“OMV has been informed by Gazprom about a reduction in the gas supply. This means for today a reduction of about 70 percent of the amount that arrives at the Baumgarten natural gas hub” near the Slovak border, the group said in a statement emailed to AFP.
Austria’s state-run gas company OMV currently receives around 70 percent less than the contracted amount, the firm’s spokesman Andreas Rinofner told Austrian media. Since mid-June, the Russian gas giant had delivered about half of the ordered quantity.
Rinofner says that the issue of whether Austria’s storage tanks can be filled despite the supply problems depends on the daily consumption and purchase on the spot markets.
Austria has been looking for alternative sources of the much-needed gas, which the alpine country depends on for much of its heating and industry needs.
As an “emergency measure”, Austria is getting ready to reopen a coal-fuelled power station near Graz amid fears there will be disruptions to the gas supply from Russia this winter, as reported.
Austria’s emergency plan
Austria is currently with an early warning level for its gas emergency plan, as The Local reported. This level is reached if there are concrete and reliable indications that the gas supply could deteriorate. But there is no immediate impact on average Austrians.

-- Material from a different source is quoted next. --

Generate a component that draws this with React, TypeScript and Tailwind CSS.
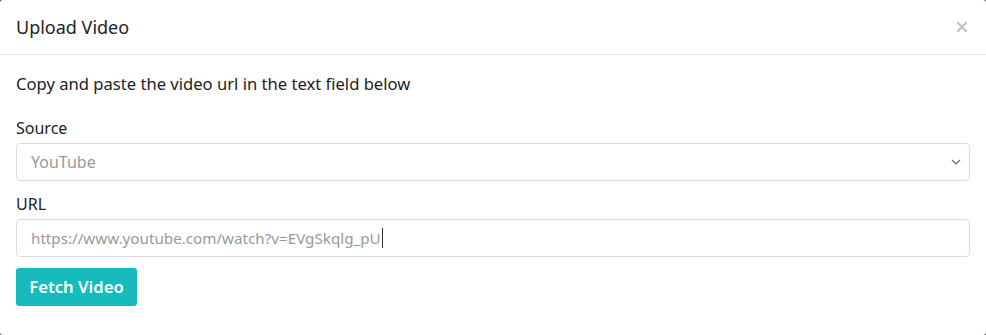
import React from 'react';

const App: React.FC = () => {
  return (
    <div className="w-[986px] h-[335px] bg-[#555] font-['Noto_Sans',sans-serif]">
      <div className="w-full h-full bg-white rounded-[3px] text-[#222]">
        <div className="h-[55px] flex items-center justify-between pl-4 pr-[19px] border-b border-[#e5e5e5]">
          <h1 className="text-[18px] leading-none">Upload Video</h1>
          {/* close */}
          <svg width="10" height="10" viewBox="0 0 10 10" className="text-[#c6c6c6]">
            <path d="M1 1L9 9M9 1L1 9" stroke="currentColor" strokeWidth="2.4" strokeLinecap="square" />
          </svg>
        </div>
        <div className="px-4 pt-[18px]">
          <p className="text-[16.6px] leading-[22px]">Copy and paste the video url in the text field below</p>
          <label className="block mt-[22px] text-[16px] leading-[22px]">Source</label>
          <div className="mt-[4px] h-[38px] flex items-center justify-between border border-[#dcdcdc] rounded-[4px] pl-[14px] pr-[8px] text-[#999] text-[16px]">
            <span>YouTube</span>
            <svg width="10" height="6" viewBox="0 0 10 6" className="text-[#777]">
              <path d="M1 1L5 5L9 1" fill="none" stroke="currentColor" strokeWidth="1.4" />
            </svg>
          </div>
          <label className="block mt-[12px] text-[16px] leading-[22px]">URL</label>
          <div className="mt-[4px] h-[38px] flex items-center border border-[#dcdcdc] rounded-[4px] pl-[14px] text-[#999] text-[15.2px]">
            <span>https://www.youtube.com/watch?v=EVgSkqlg_pU</span>
            <span className="w-px h-[20px] bg-[#333] ml-[1px]" />
          </div>
          <button className="mt-[11px] h-[38px] w-[121px] bg-[#17bbbb] rounded-[3px] text-white font-semibold text-[16.7px]">Fetch Video</button>
        </div>
      </div>
    </div>
  );
};

export default App;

The alert system was activated back in March, following Russia’s announcement that gas deliveries would only be paid for with rubles, the Russian currency. Kremlin’s threat did not come to fruition, but Moscow has slowly decreased the amount of natural gas it sends to European countries.
The Austrian government has accused the Vladimir Putin administration of “weaponising” energy.
Austria sources 80 percent of its gas from Russia, so the country would be seriously impacted if supplies were disrupted due to the war in Ukraine, a breakdown of diplomatic relations or any other unforeseen event.